* Exercise requirements:
Without including any pictures, write out the listing below exactly.

========================================================================

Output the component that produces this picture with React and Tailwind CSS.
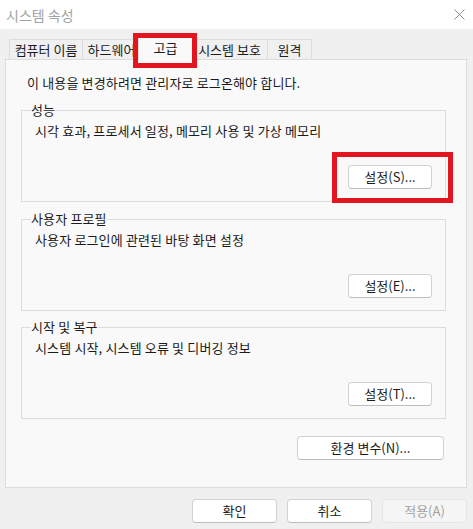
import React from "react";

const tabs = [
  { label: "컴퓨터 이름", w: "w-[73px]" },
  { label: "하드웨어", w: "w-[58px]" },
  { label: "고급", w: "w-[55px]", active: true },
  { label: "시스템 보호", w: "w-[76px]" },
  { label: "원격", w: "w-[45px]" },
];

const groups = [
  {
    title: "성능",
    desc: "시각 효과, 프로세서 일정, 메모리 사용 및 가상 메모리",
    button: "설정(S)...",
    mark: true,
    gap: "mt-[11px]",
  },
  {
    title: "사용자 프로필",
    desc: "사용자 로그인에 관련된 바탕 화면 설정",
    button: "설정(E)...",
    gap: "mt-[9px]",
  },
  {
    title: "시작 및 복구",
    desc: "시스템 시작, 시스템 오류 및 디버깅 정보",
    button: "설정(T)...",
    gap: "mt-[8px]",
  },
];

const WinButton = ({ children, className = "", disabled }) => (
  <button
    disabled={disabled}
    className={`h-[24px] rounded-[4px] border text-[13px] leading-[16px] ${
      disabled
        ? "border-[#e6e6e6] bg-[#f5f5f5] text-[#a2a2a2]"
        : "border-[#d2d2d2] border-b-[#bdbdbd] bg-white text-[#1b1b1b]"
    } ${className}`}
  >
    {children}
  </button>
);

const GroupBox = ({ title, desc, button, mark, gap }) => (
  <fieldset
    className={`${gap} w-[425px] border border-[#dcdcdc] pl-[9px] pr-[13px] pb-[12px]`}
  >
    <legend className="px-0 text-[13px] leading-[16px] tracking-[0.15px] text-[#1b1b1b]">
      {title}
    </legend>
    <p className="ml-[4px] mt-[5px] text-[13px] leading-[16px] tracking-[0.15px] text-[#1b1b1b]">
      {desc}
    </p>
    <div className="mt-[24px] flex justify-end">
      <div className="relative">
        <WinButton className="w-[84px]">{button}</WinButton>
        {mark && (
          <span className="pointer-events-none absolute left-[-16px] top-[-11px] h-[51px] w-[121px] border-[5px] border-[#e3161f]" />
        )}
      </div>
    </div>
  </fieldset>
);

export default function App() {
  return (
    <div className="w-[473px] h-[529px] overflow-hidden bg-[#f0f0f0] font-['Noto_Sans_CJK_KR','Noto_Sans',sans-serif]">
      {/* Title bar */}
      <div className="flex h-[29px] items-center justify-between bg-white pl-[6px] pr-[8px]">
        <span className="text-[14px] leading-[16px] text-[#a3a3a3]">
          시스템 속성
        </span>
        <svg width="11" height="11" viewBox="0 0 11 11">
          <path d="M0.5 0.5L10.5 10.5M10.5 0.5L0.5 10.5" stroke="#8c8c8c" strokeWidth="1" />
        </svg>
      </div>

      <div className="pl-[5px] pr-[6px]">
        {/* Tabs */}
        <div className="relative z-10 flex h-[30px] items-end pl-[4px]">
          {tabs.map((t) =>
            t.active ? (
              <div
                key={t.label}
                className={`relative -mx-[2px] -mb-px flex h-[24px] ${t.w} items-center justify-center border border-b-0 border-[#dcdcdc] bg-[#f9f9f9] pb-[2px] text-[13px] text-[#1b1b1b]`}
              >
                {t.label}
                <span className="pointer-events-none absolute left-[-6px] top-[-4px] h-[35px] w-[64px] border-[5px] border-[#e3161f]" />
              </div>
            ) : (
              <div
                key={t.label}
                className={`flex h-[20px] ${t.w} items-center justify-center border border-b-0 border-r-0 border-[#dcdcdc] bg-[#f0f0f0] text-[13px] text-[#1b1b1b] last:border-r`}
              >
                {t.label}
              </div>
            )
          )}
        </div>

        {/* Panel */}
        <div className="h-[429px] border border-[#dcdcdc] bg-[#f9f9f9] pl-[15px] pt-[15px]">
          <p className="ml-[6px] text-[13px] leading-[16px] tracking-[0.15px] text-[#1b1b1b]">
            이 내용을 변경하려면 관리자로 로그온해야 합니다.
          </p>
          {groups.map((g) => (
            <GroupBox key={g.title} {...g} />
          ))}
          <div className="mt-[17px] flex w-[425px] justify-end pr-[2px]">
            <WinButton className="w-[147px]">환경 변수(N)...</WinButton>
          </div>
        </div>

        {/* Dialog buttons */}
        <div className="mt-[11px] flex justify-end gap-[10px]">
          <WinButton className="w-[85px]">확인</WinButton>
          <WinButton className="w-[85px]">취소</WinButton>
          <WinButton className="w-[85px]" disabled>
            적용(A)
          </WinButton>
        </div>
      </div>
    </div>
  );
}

========================================================================

* The response:
Output the component that produces this picture with React and Tailwind CSS.
import React from "react";

const tabs = [
  { label: "컴퓨터 이름", w: "w-[73px]" },
  { label: "하드웨어", w: "w-[58px]" },
  { label: "고급", w: "w-[55px]", active: true },
  { label: "시스템 보호", w: "w-[76px]" },
  { label: "원격", w: "w-[45px]" },
];

const groups = [
  {
    title: "성능",
    desc: "시각 효과, 프로세서 일정, 메모리 사용 및 가상 메모리",
    button: "설정(S)...",
    mark: true,
    gap: "mt-[11px]",
  },
  {
    title: "사용자 프로필",
    desc: "사용자 로그인에 관련된 바탕 화면 설정",
    button: "설정(E)...",
    gap: "mt-[9px]",
  },
  {
    title: "시작 및 복구",
    desc: "시스템 시작, 시스템 오류 및 디버깅 정보",
    button: "설정(T)...",
    gap: "mt-[8px]",
  },
];

const WinButton = ({ children, className = "", disabled }) => (
  <button
    disabled={disabled}
    className={`h-[24px] rounded-[4px] border text-[13px] leading-[16px] ${
      disabled
        ? "border-[#e6e6e6] bg-[#f5f5f5] text-[#a2a2a2]"
        : "border-[#d2d2d2] border-b-[#bdbdbd] bg-white text-[#1b1b1b]"
    } ${className}`}
  >
    {children}
  </button>
);

const GroupBox = ({ title, desc, button, mark, gap }) => (
  <fieldset
    className={`${gap} w-[425px] border border-[#dcdcdc] pl-[9px] pr-[13px] pb-[12px]`}
  >
    <legend className="px-0 text-[13px] leading-[16px] tracking-[0.15px] text-[#1b1b1b]">
      {title}
    </legend>
    <p className="ml-[4px] mt-[5px] text-[13px] leading-[16px] tracking-[0.15px] text-[#1b1b1b]">
      {desc}
    </p>
    <div className="mt-[24px] flex justify-end">
      <div className="relative">
        <WinButton className="w-[84px]">{button}</WinButton>
        {mark && (
          <span className="pointer-events-none absolute left-[-16px] top-[-11px] h-[51px] w-[121px] border-[5px] border-[#e3161f]" />
        )}
      </div>
    </div>
  </fieldset>
);

export default function App() {
  return (
    <div className="w-[473px] h-[529px] overflow-hidden bg-[#f0f0f0] font-['Noto_Sans_CJK_KR','Noto_Sans',sans-serif]">
      {/* Title bar */}
      <div className="flex h-[29px] items-center justify-between bg-white pl-[6px] pr-[8px]">
        <span className="text-[14px] leading-[16px] text-[#a3a3a3]">
          시스템 속성
        </span>
        <svg width="11" height="11" viewBox="0 0 11 11">
          <path d="M0.5 0.5L10.5 10.5M10.5 0.5L0.5 10.5" stroke="#8c8c8c" strokeWidth="1" />
        </svg>
      </div>

      <div className="pl-[5px] pr-[6px]">
        {/* Tabs */}
        <div className="relative z-10 flex h-[30px] items-end pl-[4px]">
          {tabs.map((t) =>
            t.active ? (
              <div
                key={t.label}
                className={`relative -mx-[2px] -mb-px flex h-[24px] ${t.w} items-center justify-center border border-b-0 border-[#dcdcdc] bg-[#f9f9f9] pb-[2px] text-[13px] text-[#1b1b1b]`}
              >
                {t.label}
                <span className="pointer-events-none absolute left-[-6px] top-[-4px] h-[35px] w-[64px] border-[5px] border-[#e3161f]" />
              </div>
            ) : (
              <div
                key={t.label}
                className={`flex h-[20px] ${t.w} items-center justify-center border border-b-0 border-r-0 border-[#dcdcdc] bg-[#f0f0f0] text-[13px] text-[#1b1b1b] last:border-r`}
              >
                {t.label}
              </div>
            )
          )}
        </div>

        {/* Panel */}
        <div className="h-[429px] border border-[#dcdcdc] bg-[#f9f9f9] pl-[15px] pt-[15px]">
          <p className="ml-[6px] text-[13px] leading-[16px] tracking-[0.15px] text-[#1b1b1b]">
            이 내용을 변경하려면 관리자로 로그온해야 합니다.
          </p>
          {groups.map((g) => (
            <GroupBox key={g.title} {...g} />
          ))}
          <div className="mt-[17px] flex w-[425px] justify-end pr-[2px]">
            <WinButton className="w-[147px]">환경 변수(N)...</WinButton>
          </div>
        </div>

        {/* Dialog buttons */}
        <div className="mt-[11px] flex justify-end gap-[10px]">
          <WinButton className="w-[85px]">확인</WinButton>
          <WinButton className="w-[85px]">취소</WinButton>
          <WinButton className="w-[85px]" disabled>
            적용(A)
          </WinButton>
        </div>
      </div>
    </div>
  );
}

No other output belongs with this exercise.